It is repeatedly demanded and often causes stress, pressure and disappointment in companies. And yet nobody wants to dispense with it.
The reasons are obvious: A roadmap provides structure and transparency, forces the product team and the company to plan, prioritize and coordinate with the stakeholders, shows the intention and direction of product development and can get stakeholders and users excited.
So why is there so often a discrepancy between intention and outcome?
Over and over again there are different demands and views on what a roadmap should achieve, and it is difficult to get them in line with each other.
It is normally the product manager / owner who creates the roadmap and thus defines the orientation and next steps of the product. Especially in an agile environment, the product is usually not defined in detail, but the priorities change at short notice and customer feedback is responded to. This can and should significantly influence the further development of the product. In addition, there are always technical barriers due to old technical debts or the use of unknown technologies. This makes it a challenge to create a plan with which the stakeholders can be aligned and not too much is promised.
Stakeholders have a legitimate interest in a roadmap, because they also want to plan for themselves or at least be up to date in order to influence the orientation and prioritization if necessary. They themselves have their own agenda and goals that do not necessarily correspond to the product manager's roadmap and can therefore, if they are not appropriately informed, block them instead of supporting them. In some cases, one of the stakeholders is so influential that the roadmap is more dictated by it than aligned with it.
Furthermore, stakeholders and users often would like to know often which feature can be expected at which time.
If the wishes or demands of the stakeholders and users would be completely met, then the product manager would just list the order of features and provide them with a date. Most of the communicated dates would then probably be missed, features would suddenly be changed or completely deleted and the direction of the product would change every few weeks. Users and stakeholders would be disappointed and lose confidence in the product team, while the product team cannot work independently and customer-centered and is always under enormous pressure.
C. Todd Lombardo, author of the O'Reilly book "Product Roadmaps Relaunched", presents a structure that I believe can be a solution in an agile environment. Because the focus is not on features and exact time periods, but on the outcomes that contribute to the vision and corporate goals and their prioritization.
The structure is as follows:
The themes outline the solution approach, which is an opportunity to achieve a corresponding customer need or goal. It is important to make sure that not the feature is listed, but the actual goal that is to be achieved with it. For short-term periods you can consider listing the features additionally, but it should not complicate the roadmap or make it appear confusing.
E.g. stronger monitoring of the WebApp for proactive error management or display of individual information on possible similarities between customers.
The disclaimer protects all parties from false promises and expectations. If it is clear that the roadmap is only a direction that can and probably will change, then everyone has the chance to adjust to it.
All in all, this structure makes it possible to be transparent without getting lost in details and making promises that cannot be kept.
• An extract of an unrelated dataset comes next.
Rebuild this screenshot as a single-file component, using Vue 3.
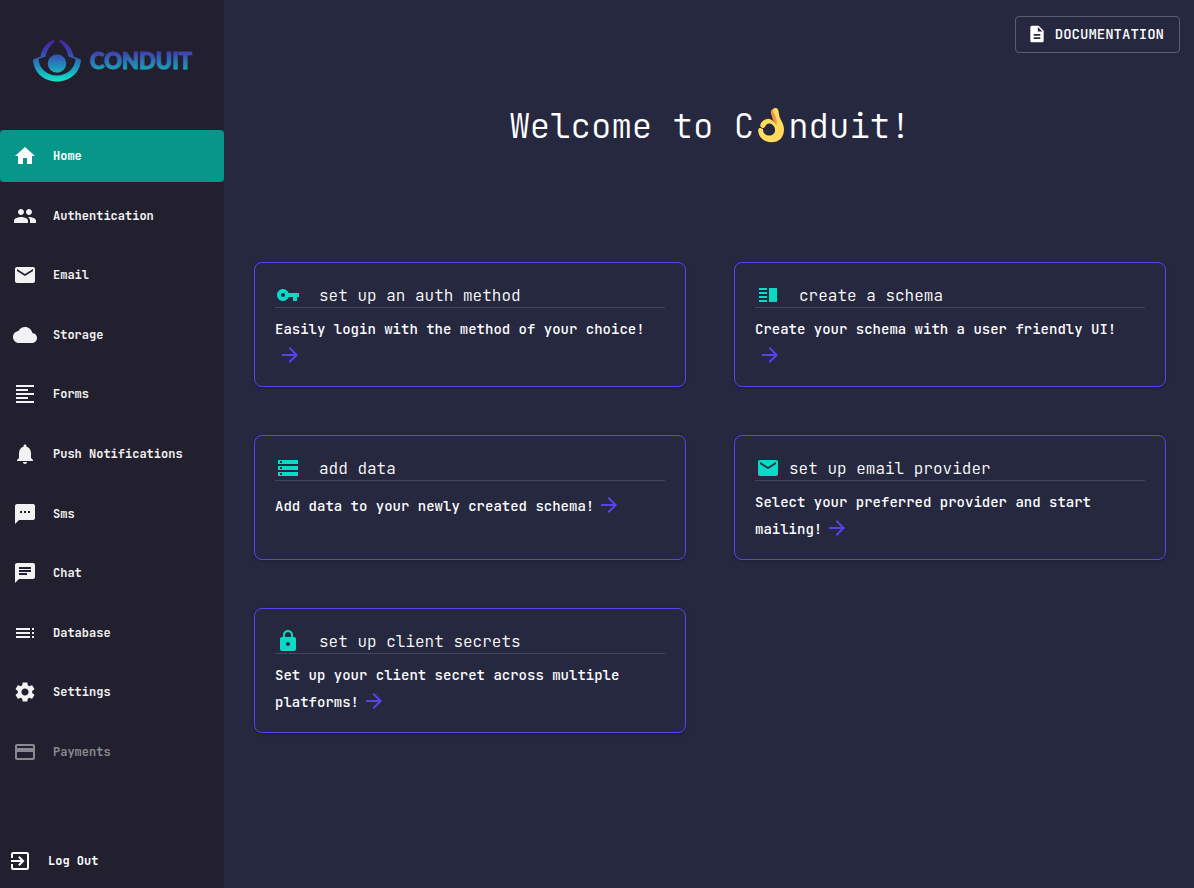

The renunciation of announcing features, but instead goals, is essential here. Because it is quite likely to change, re-prioritize or delete a feature in the product work, while the goals are changed less often.
However, implementing such a roadmap will not be easy. There must be confidence among key stakeholders that this roadmap is not a cover-up attempt and that the product team will still deliver outcomes in the time periods mentioned.
Within a longer test period, the product manager can learn over time how best to fill and formulate the components, test this approach and see if it actually leads to less frustration in the end.
The product vision is the goal or the desired customer benefit that is to be achieved with this product. It should be present as a landmark in every roadmap and is not negotiable in the course of the roadmap.
E.g. “We want to provide with our agent platform the perfect service experience for our customers worldwide.”
The mapping to objectives makes it very clear which business goals the product or the prioritized themes contribute to, i.e. why the selected themes are on the roadmap. The number of objectives naturally depends on the size of the product and the team. If the company already works with OKRs, then it makes sense to use exactly the same objectives in the roadmap.
E.g. “ensure product quality” or “ensure a better matching between sellers and buyers”
Periods such as weeks, quarters or simply "now", "next" and "later" provide orientation while keeping flexibility. It shows what is focused on in the short term and what is basically planned but still has to wait.
It is also possible to combine rather specific short-term target dates with periods that subsequently become longer.